This is not a particularly good day. I have no reason to say that, except it is what it is and it’s not very good.

So far I’ve eaten too much.

So far I’ve written 750 words..... bitching.

So far I’ve done several jig saw puzzles.

So far I haven’t done anything else.

This entry does not look like it’s going to end up as anything.

I suppose many of you remember my cremation garment. It’s the worn out sweatshirt my kids gave me for Christmas - god it must be 30 years ago. It was new when they gave it to me. I’m the one whose worn it out. It has a hood, but no longer has a string to snug it up. It’s maroon with sky blue chest and sleeve stripes. It’s insulated so it’s thick and warm. I’ve worn it for many - maybe 30 - years and it’s generally made me happy, as well as warm. It’s been out of my clothing system the last few years. It’s worn out. I had at one time thought I’d get a skein of blue yarn and a darning needle and try to fix it, but I of course never did. It’s been hanging on a nail in the cellarway.
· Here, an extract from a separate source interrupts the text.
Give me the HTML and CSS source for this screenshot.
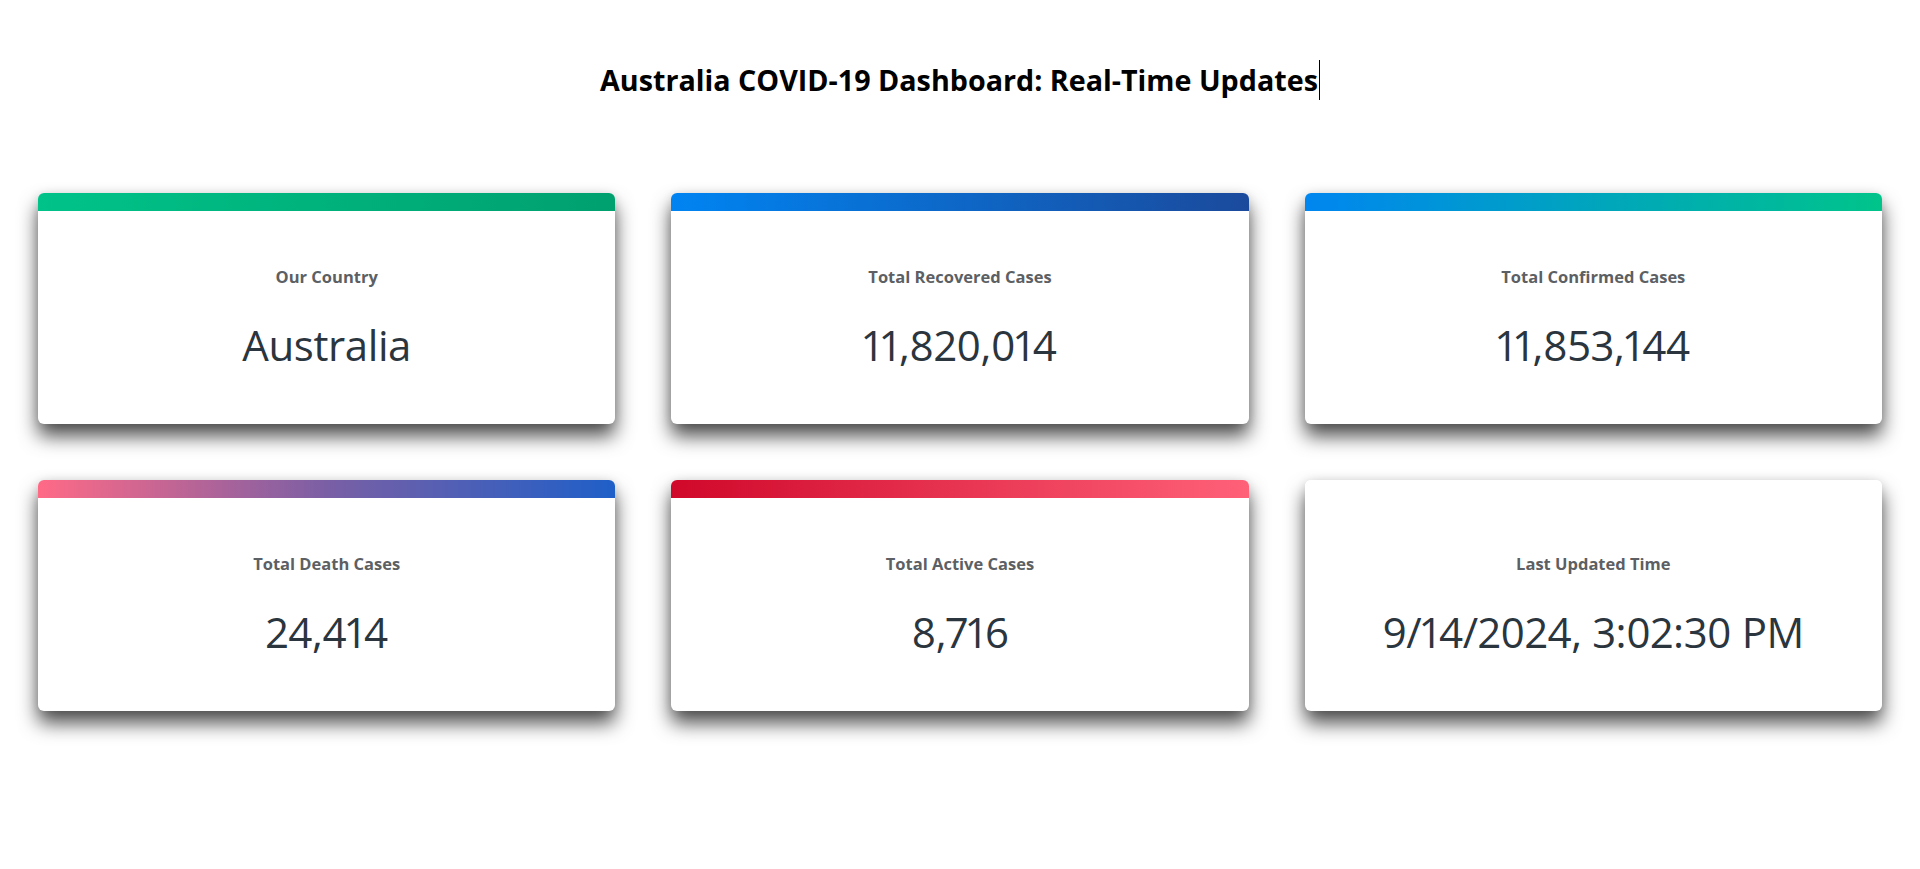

I’ve been passing it every time I make one of my million trips up and down the cellar steps = those million steps I’m not doing any more. That’s part of my depression and my bad judgement and my desire to just go back to bed, even if it’s almost lunch time.

My cremation garment has made me happy in the past. But it doesn’t seem to work anymore.

Saddest thing I’ve come across lately.

I hate these kind of entries. I hate them when I do them and I don’t necessarily like them when others write them. Life is a gift. Blah, blah, blah.

I want to go home.

I am home.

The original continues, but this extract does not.